Secondo le raccomandazioni dell’Aifa, gli anticorpi monoclonali devono essere somministrati entro 7 giorni dalla comparsa dei sintomi: il paziente non deve dunque essere ospedalizzato e sottoposto a ossigenoterapia supplementare. Devono essere presenti sintomi di grado moderato, con alto rischio di progressione a malattia severa. In tutti questi casi è necessario contattare tempestivamente il medico di medicina generale o lo specialista di riferimento.

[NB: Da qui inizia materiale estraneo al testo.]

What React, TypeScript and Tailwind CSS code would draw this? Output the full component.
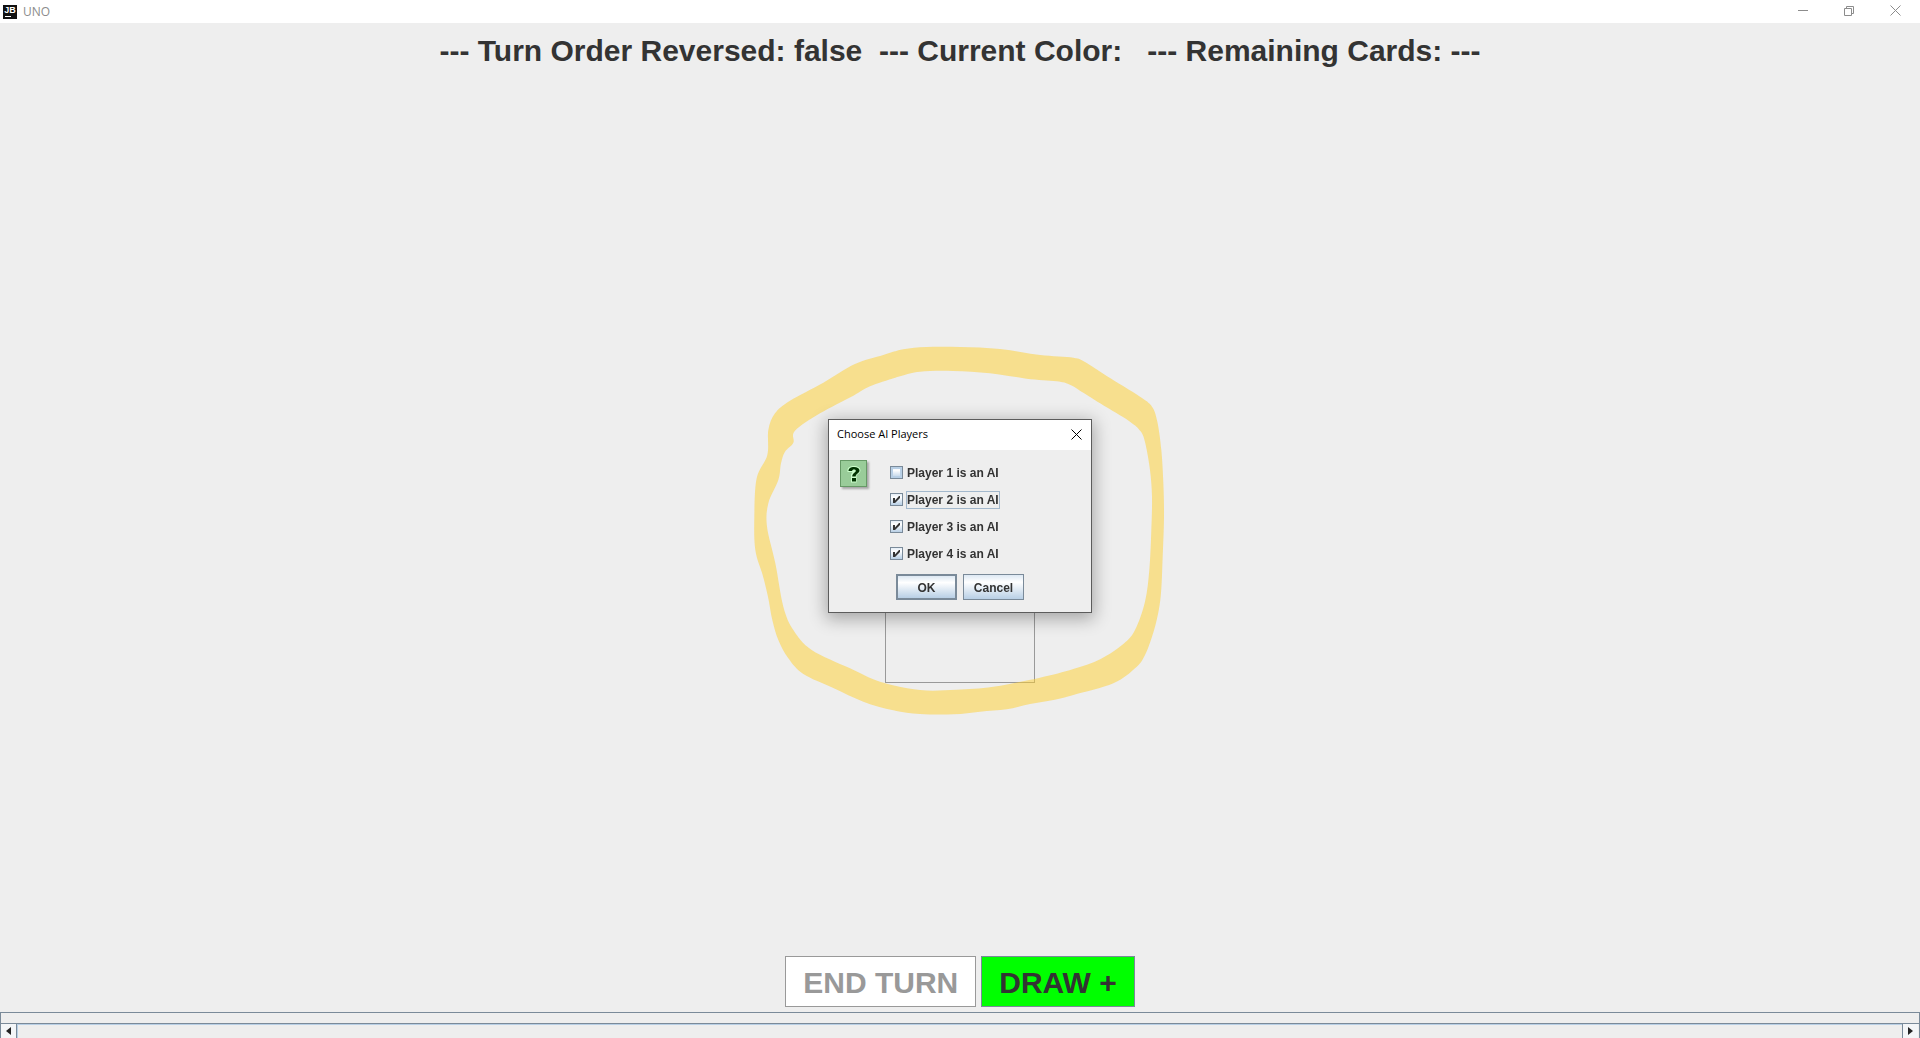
import { useState } from "react";

type Point = [number, number];

const OUTER: Point[] = [
  [85, 300], [105, 250], [150, 212], [250, 158], [345, 102], [430, 75], [490, 58], [560, 51], [660, 51],
  [780, 57], [900, 75], [1000, 83], [1035, 96], [1100, 138], [1200, 200], [1236, 230], [1252, 275],
  [1264, 360], [1270, 460], [1272, 560], [1268, 680], [1262, 800], [1245, 890], [1215, 975], [1185, 1015],
  [1120, 1060], [1000, 1095], [940, 1110], [870, 1122], [800, 1138], [720, 1145], [640, 1153], [540, 1152],
  [460, 1141], [370, 1115], [280, 1074], [190, 1032], [145, 985], [115, 930], [97, 870], [84, 800],
  [68, 735], [46, 660], [43, 560], [50, 445], [82, 375],
];

const INNER: Point[] = [
  [165, 302], [160, 338], [135, 365], [123, 400], [115, 450], [85, 520], [81, 590], [106, 700], [130, 830],
  [160, 900], [215, 960], [330, 1015], [420, 1055], [540, 1080], [650, 1079], [760, 1070], [900, 1043],
  [1000, 1017], [1082, 987], [1150, 942], [1185, 900], [1215, 815], [1228, 720], [1234, 600], [1236, 500],
  [1230, 420], [1216, 340], [1202, 304], [1170, 275], [1100, 232], [1030, 188], [990, 164], [950, 154],
  [860, 146], [750, 130], [640, 123], [540, 125], [480, 139], [390, 169], [340, 197], [240, 250],
];

/** Closed smooth curve through all the points. */
function smooth(points: Point[]): string {
  const n = points.length;
  const at = (i: number) => points[(i + n) % n];
  let d = `M${points[0][0]} ${points[0][1]}`;
  for (let i = 0; i < n; i++) {
    const [a, b, c, e] = [at(i - 1), at(i), at(i + 1), at(i + 2)];
    d += `C${b[0] + (c[0] - a[0]) / 6} ${b[1] + (c[1] - a[1]) / 6} ${c[0] - (e[0] - b[0]) / 6} ${c[1] - (e[1] - b[1]) / 6} ${c[0]} ${c[1]}`;
  }
  return d + "Z";
}

function AppIcon() {
  return (
    <span className="flex h-3.5 w-3.5 flex-col items-center bg-[#111] pt-px text-white">
      <span className="text-[9px] leading-[9px] font-bold">JB</span>
      <span className="mt-px ml-0.5 h-px w-1.5 self-start bg-white" />
    </span>
  );
}

function CloseIcon() {
  return (
    <svg width="11" height="11" viewBox="0 0 11 11" stroke="currentColor" fill="none" aria-hidden="true">
      <path d="M0.5 0.5 10.5 10.5M10.5 0.5 0.5 10.5" />
    </svg>
  );
}

function TitleBar() {
  const button = "flex h-full w-[46px] items-center justify-center";
  return (
    <header className="flex h-[23px] items-center bg-white pr-0.5 pl-[3px] text-[#8c8c8c]">
      <AppIcon />
      <h1 className="ml-1.5 flex-1 font-['Open_Sans',sans-serif] text-xs">UNO</h1>
      <div className="flex h-[21px] self-start">
        <button className={button} aria-label="Minimize">
          <svg width="10" height="11" viewBox="0 0 10 11" stroke="currentColor" aria-hidden="true">
            <path d="M0 5.5H10" />
          </svg>
        </button>
        <button className={button} aria-label="Restore">
          <svg width="10" height="10" viewBox="0 0 10 10" stroke="currentColor" fill="none" aria-hidden="true">
            <path d="M0.5 2.5H7.5V9.5H0.5ZM2.5 2.5V0.5H9.5V7.5H7.5" />
          </svg>
        </button>
        <button className={button} aria-label="Close">
          <CloseIcon />
        </button>
      </div>
    </header>
  );
}

function QuestionIcon() {
  return (
    <div className="flex h-[27px] w-[27px] items-center justify-center border border-[#669966] bg-[#99cc99] shadow-[2px_2px_2px_rgba(0,0,0,0.3)]">
      <svg width="16" height="18" viewBox="0 0 16 18" fill="none" aria-hidden="true">
        <path d="M1.5 7V5C2 2 4.5 1 8 1C11.500 1 14.500 2.500 14.500 5.500C14.500 8 12 9 10.500 10V17.500H5V12V9.500L6.500 7Z" fill="#ccffcc" />
        <path d="M2.500 6C2.500 3.200 4.800 2 8 2C11.200 2 13.500 3.300 13.500 5.500C13.500 8.300 9.700 8.500 9.700 11.500H6.200C6.200 8 9.800 7.800 9.800 5.700C9.800 4.800 9 4.400 8 4.400C6.800 4.400 6.100 5 6.100 6Z" fill="#003300" />
        <path d="M6 13H10V16.500H6Z" fill="#003300" />
      </svg>
    </div>
  );
}

function PlayerOption({ player, initial, focused }: { player: number; initial: boolean; focused?: boolean }) {
  const [checked, setChecked] = useState(initial);
  return (
    <label className="flex h-[27px] items-center gap-[3px]">
      <span className="relative h-[13px] w-[13px]">
        <input
          type="checkbox"
          checked={checked}
          onChange={(e) => setChecked(e.target.checked)}
          className="block h-[13px] w-[13px] appearance-none border border-[#7a8a99] bg-linear-to-b from-[#e4edf6] via-white via-30% to-[#b8cfe5] not-checked:shadow-[inset_0_0_0_2px_#b8cfe5] focus:outline-none"
        />
        {checked && (
          <svg className="pointer-events-none absolute inset-0" width="13" height="13" viewBox="0 0 13 13" fill="#333" aria-hidden="true">
            <path d="M3 5H5V7.5L9 3H10V5L5 10H3Z" />
          </svg>
        )}
      </span>
      <span className={focused ? "border border-[#a3b8cc] leading-4" : "border border-transparent leading-4"}>
        Player {player} is an AI
      </span>
    </label>
  );
}

function Dialog() {
  const button =
    "h-[26px] w-[61px] border-[#7a8a99] bg-linear-to-b from-[#dde8f3] via-white via-30% to-[#b8cfe5] pt-0.5 text-center";
  return (
    <div className="fixed inset-0 grid place-items-center pb-1.5">
      <section
        role="dialog"
        aria-labelledby="dialog-title"
        className="w-[264px] border border-[#5c5c5c] bg-[#eeeeee] text-xs font-bold text-[#333] shadow-[0_4px_16px_2px_rgba(0,0,0,0.3)]"
      >
        <div className="flex h-[30px] items-center justify-between bg-white pr-[9px] pb-0.5 pl-2 text-black">
          <h2 id="dialog-title" className="font-['Open_Sans',sans-serif] text-[11px] font-normal">
            Choose AI Players
          </h2>
          <button aria-label="Close dialog">
            <CloseIcon />
          </button>
        </div>
        <div className="flex gap-[23px] px-[11px] pt-[9px]">
          <div className="pt-px">
            <QuestionIcon />
          </div>
          <div>
            <PlayerOption player={1} initial={false} />
            <PlayerOption player={2} initial focused />
            <PlayerOption player={3} initial />
            <PlayerOption player={4} initial />
          </div>
        </div>
        <div className="flex justify-center gap-1.5 pt-[7px] pb-3">
          <button className={button + " border-2"}>OK</button>
          <button className={button + " border"}>Cancel</button>
        </div>
      </section>
    </div>
  );
}

function HandScrollPane() {
  const arrow = "flex h-full w-4 items-center justify-center bg-[#f4f6f8]";
  return (
    <div className="h-[26px] overflow-hidden border border-b-0 border-[#7a8a99]">
      <div className="h-2.5" />
      <div className="flex h-[15px] border-t border-[#7a8a99] pr-px">
        <button className={arrow + " border-r border-[#7a8a99]"} aria-label="Scroll left">
          <svg width="5" height="8" viewBox="0 0 5 8" fill="#222" aria-hidden="true">
            <path d="M5 0V8L0 4Z" />
          </svg>
        </button>
        <div className="flex-1 border-t border-l border-[#b8cfe5]" />
        <button className={arrow + " border-l border-[#7a8a99]"} aria-label="Scroll right">
          <svg width="5" height="8" viewBox="0 0 5 8" fill="#222" aria-hidden="true">
            <path d="M0 0V8L5 4Z" />
          </svg>
        </button>
      </div>
    </div>
  );
}

export default function App() {
  return (
    <div className="flex min-h-screen flex-col bg-[#eeeeee] font-['Liberation_Sans',Arial,sans-serif]">
      <TitleBar />
      <p className="pt-2.5 text-center text-[30px] leading-9 font-bold whitespace-pre text-[#333]">
        {"--- Turn Order Reversed: false  --- Current Color:   --- Remaining Cards: ---"}
      </p>
      <main className="grid flex-1 place-items-center pt-[115px]">
        <div className="h-[225px] w-[150px] border border-[#999]" />
      </main>
      <div className="flex justify-center gap-[5px] pb-[5px] text-[30px] leading-9 font-bold">
        <button disabled className="h-[51px] border border-[#999] bg-white px-[17px] pt-0.5 text-[#999]">
          END TURN
        </button>
        <button className="h-[51px] border border-[#7a8a99] bg-[#00ff00] px-[17px] pt-0.5 text-[#333]">DRAW +</button>
      </div>
      <HandScrollPane />
      <div className="pointer-events-none fixed inset-0 grid place-items-center pt-[22px]">
        <svg width="420" height="380" viewBox="30 30 1260 1140" aria-hidden="true">
          <path d={smooth(OUTER) + smooth(INNER)} fill="#ffd02e" fillOpacity="0.5" fillRule="evenodd" />
        </svg>
      </div>
      <Dialog />
    </div>
  );
}
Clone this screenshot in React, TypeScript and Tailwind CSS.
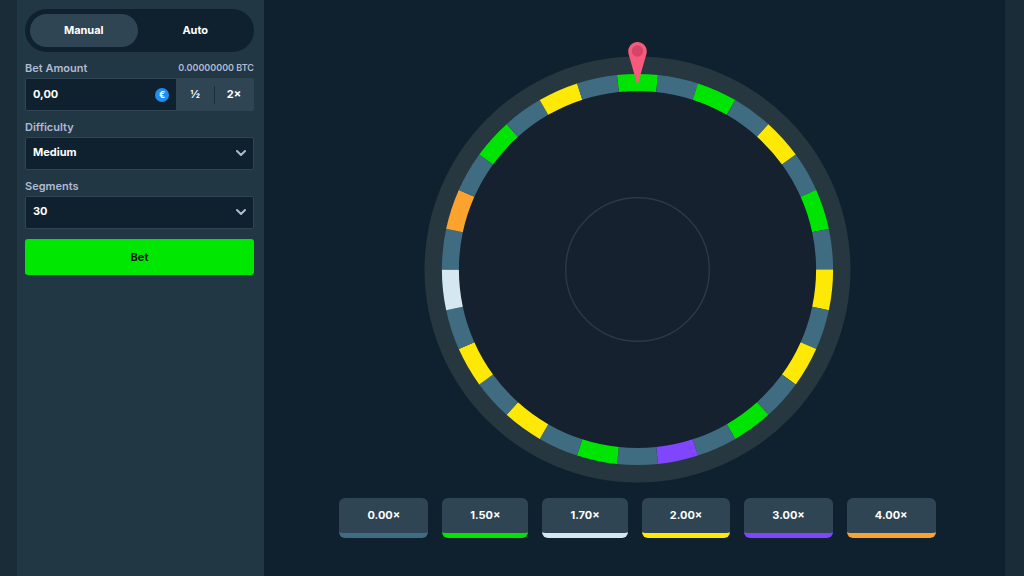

«L’impiego degli anticorpi monoclonali (mAbs) è ormai un’efficace realtà terapeutica in diversi contesti, in particolare nelle malattie infiammatorie e nell’oncologia ematologica», chiarisce Giovanni Di Perri, Direttore del Dipartimento di Malattie Infettive dell’Ospedale Amedeo di Savoia di Torino. «Oggi l’uso terapeutico e anche preventivo dei mAbs in alcune malattie infettive ha ricevuto un recente impulso dalla pandemia da SARS-CoV-2, in quanto la terapia a base di mAbs è stata la prima a posizionarsi come trattamento precoce nelle prime fasi dell’infezione. L’efficacia viene rafforzata da alcune proprietà del farmaco in oggetto, quali la lunga permanenza in circolo ad alte concentrazioni, la diffusione nell’interstizio polmonare e il potenziamento della risposta immunitaria che garantiscono una rapida risposta all’infezione da SARS CoV 2 nei pazienti a rischio di evoluzione».